Evaluation of Endocrine-Distrupting Chemical Effects Across Multiple Levels of Biological Organization: Integration of Physiology Behavior and Population Dynamics In FishesEPA Grant Number: R827399
Title: Evaluation of Endocrine-Distrupting Chemical Effects Across Multiple Levels of Biological Organization: Integration of Physiology Behavior and Population Dynamics In Fishes
Investigators: Thomas, Peter
Current Investigators: Thomas, Peter , Rose, Kenneth A. , Fuiman, Lee A.
Institution: The University of Texas at Austin
EPA Project Officer: Klieforth, Barbara I
Project Period: October 1, 1997 through September 30, 1999 (Extended to February 29, 2004)
Project Amount: $862,290
RFA: Endocrine Disruptors (1997) RFA Text | Recipients Lists
Research Category: Environmental Justice , Human Health , Safer Chemicals , Endocrine Disruptors
The overall aim of the proposed research is to understand the nature, extent and mechanisms of reproductive and endocrine toxicity of a representative xenobiotic estrogen, o,p'-DDT, and a putative xenobiotic antiandrogen, p,p'-DDE, in an established vertebrate model, the teleost Atlantic croaker. The following specific hypotheses will be tested: (1) Embryological development, gonadal differentiation, puberty and gonadal growth are sensitive stages of the teleost reproductive life history cycle to disruption by estrogenic and antiandrogenic chemicals; (2) The reproductive toxicities of o,p'-DDT and p,p'-DDE in both male and female croaker are primarily due to their estrogenic and antiandrogenic activities, respectively; (3) Endocrine disruption in males by xenoestrogens is mediated by their binding to the testicular estrogen receptor (ER) and disruption by antiandrogens in females is caused by binding to the ovarian androgen receptor (AR) in addition to the more traditional sites of estrogen and androgen action on the hypothalamus-pituitary-gonadal-liver axis; (4) Males in general are more sensitive than females to the reproductive effects of estrogenic chemicals.
The effects of in vivo administration o,p'-DDT will be compared to those of a synthetic estrogen, diethylstilbestrol and the effects of o,p'-DDE will be compared to those of an antiandrogen, cyproterone acetate (hypothesis 2). The effects of both DDT analogs will be compared to those of p,p'-DDD which does not bind to either the ER or AR in croaker (hypothesis 2) and a DDT mixture which approximates the analog composition in fish samples collected from the Southern California Bight.
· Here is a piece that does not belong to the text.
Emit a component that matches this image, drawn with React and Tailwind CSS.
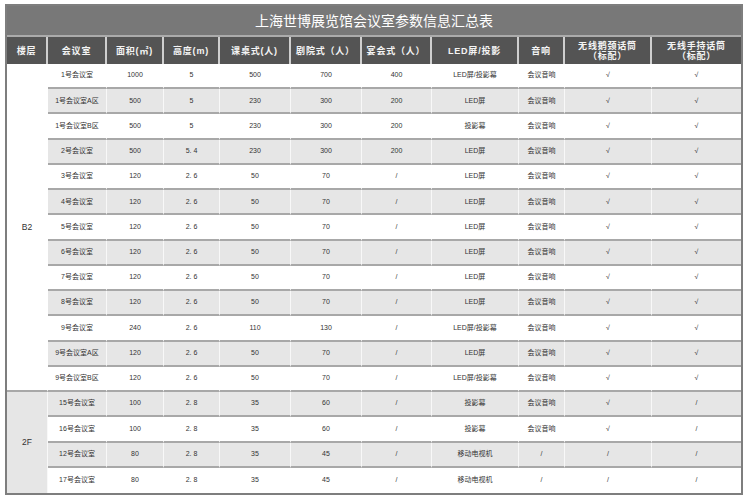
import React from "react";

const headers = [
  ["楼层"],
  ["会议室"],
  ["面积(㎡)"],
  ["高度(m)"],
  ["课桌式(人)"],
  ["剧院式（人）"],
  ["宴会式（人）"],
  ["LED屏/投影"],
  ["音响"],
  ["无线鹅颈话筒", "（标配）"],
  ["无线手持话筒", "（标配）"],
];

const std = ["120", "2. 6", "50", "70", "/", "LED屏", "会议音响", "√", "√"];

const floors = [
  {
    name: "B2",
    bg: "bg-white",
    rows: [
      ["1号会议室", "1000", "5", "500", "700", "400", "LED屏/投影幕", "会议音响", "√", "√"],
      ["1号会议室A区", "500", "5", "230", "300", "200", "LED屏", "会议音响", "√", "√"],
      ["1号会议室B区", "500", "5", "230", "300", "200", "投影幕", "会议音响", "√", "√"],
      ["2号会议室", "500", "5. 4", "230", "300", "200", "LED屏", "会议音响", "√", "√"],
      ["3号会议室", ...std],
      ["4号会议室", ...std],
      ["5号会议室", ...std],
      ["6号会议室", ...std],
      ["7号会议室", ...std],
      ["8号会议室", ...std],
      ["9号会议室", "240", "2. 6", "110", "130", "/", "LED屏/投影幕", "会议音响", "√", "√"],
      ["9号会议室A区", ...std],
      ["9号会议室B区", "120", "2. 6", "50", "70", "/", "LED屏/投影幕", "会议音响", "√", "√"],
    ],
  },
  {
    name: "2F",
    bg: "bg-[#e6e6e6]",
    rows: [
      ["15号会议室", "100", "2. 8", "35", "60", "/", "投影幕", "会议音响", "√", "/"],
      ["16号会议室", "100", "2. 8", "35", "60", "/", "投影幕", "会议音响", "√", "/"],
      ["12号会议室", "80", "2. 8", "35", "45", "/", "移动电视机", "/", "/", "/"],
      ["17号会议室", "80", "2. 8", "35", "45", "/", "移动电视机", "/", "/", "/"],
    ],
  },
];

const cols = "grid-cols-[41px_59px_57px_56px_71px_71px_70px_87px_46px_87px_89px]";

export default function App() {
  let rowIdx = 0;
  const total = floors.reduce((n, f) => n + f.rows.length, 0);

  return (
    <div className="w-[745px] h-[500px] bg-white pt-[4px] pl-[5px] font-['Liberation_Sans','Noto_Sans_CJK_SC',sans-serif]">
      <div className="w-[738px] h-[491px] border-2 border-[#7e7e7e] flex flex-col">
        {/* Title */}
        <div className="h-[31px] shrink-0 bg-[#787878] border-b-2 border-[#ababab] flex items-center justify-center text-white text-[14px] pt-[1px]">
          上海世博展览馆会议室参数信息汇总表
        </div>

        {/* Header row */}
        <div className={`grid ${cols} h-[27px] shrink-0 bg-[#545454]`}>
          {headers.map((h, i) => (
            <div
              key={i}
              className={`flex flex-col items-center justify-center text-[#f4f4f4] font-bold text-[9px] leading-[10px] tracking-[0.8px] ${
                i < headers.length - 1 ? "border-r-2 border-[#cfcfcf]" : ""
              }`}
            >
              {h.map((line) => (
                <span key={line}>{line}</span>
              ))}
            </div>
          ))}
        </div>

        {/* Body */}
        <div className={`grid ${cols} grid-rows-[repeat(17,minmax(0,1fr))] flex-1 text-[#333]`}>
          {floors.map((floor, fi) => {
            const start = rowIdx + 1;
            rowIdx += floor.rows.length;
            return (
              <React.Fragment key={floor.name}>
                <div
                  className={`col-start-1 flex items-center justify-center text-[8.5px] border-r border-white/70 ${floor.bg} ${
                    fi < floors.length - 1 ? "border-b-2 border-b-[#a8a8a8]" : ""
                  }`}
                  style={{ gridRow: `${start} / span ${floor.rows.length}` }}
                >
                  {floor.name}
                </div>
                {floor.rows.map((row, ri) => {
                  const r = start + ri;
                  const grey = r % 2 === 0;
                  return row.map((cell, ci) => (
                    <div
                      key={`${r}-${ci}`}
                      className={`flex items-center justify-center text-[7px] whitespace-pre ${
                        grey ? "bg-[#e6e6e6]" : "bg-white"
                      } ${ci < row.length - 1 ? "border-r border-white/70" : ""} ${
                        r < total ? "border-b-2 border-b-[#a8a8a8]" : ""
                      }`}
                      style={{ gridRow: r, gridColumn: ci + 2 }}
                    >
                      {cell}
                    </div>
                  ));
                })}
              </React.Fragment>
            );
          })}
        </div>
      </div>
    </div>
  );
}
Both male and females will be exposed to the model compounds throughout their life cycles to obtain a comprehensive understanding of how chemicals impair teleost reproduction (hypothesis 1) and which reproductive life cycle stage is the most sensitive (hypothesis 4). Indices of reproductive function such as gametogenesis, sex differentiation, hatching success and sperm motility, as well as indices of endocrine function such as steroid and gonadotropin secretion and receptor concentrations will be measured after exposure to the model compounds. The sites of estrogen action will be determined by in situ hybridization of the ER mRNA and androgen action by AR assays (hypothesis 3). Estrogenic and antiandrogenic actions of the model compounds will be assessed by specific assays (hypothesis 2). Interactions of the model compounds with the ER and AR and will be examined in competition studies (hypothesis 2 and 3).
It is expected that the results will support the 5 hypotheses outlined above. We expect to demonstrate for the first time the involvement of an ER in fish testes in mediating the adverse effects of xenobiotic estrogens on testicular function and the involvement of the AR in mediating the toxic actions of antiandrogens on ovarian function in vertebrates. These studies are expected to provide mechanistic explanations of how xenoestrogens and xenobiotic androgens can interfere with gonadal sex differentiation and reproductive development and induce feminization in fish and wildlife. The mechanisms of toxicity are expected to be similar to those reported in mammals and therefore can be extrapolated to other vertebrate groups. Our findings will be valuable for conducting risk assessments by state and federal agencies, especially for DDT contamination in fish populations in the Southern California Bight.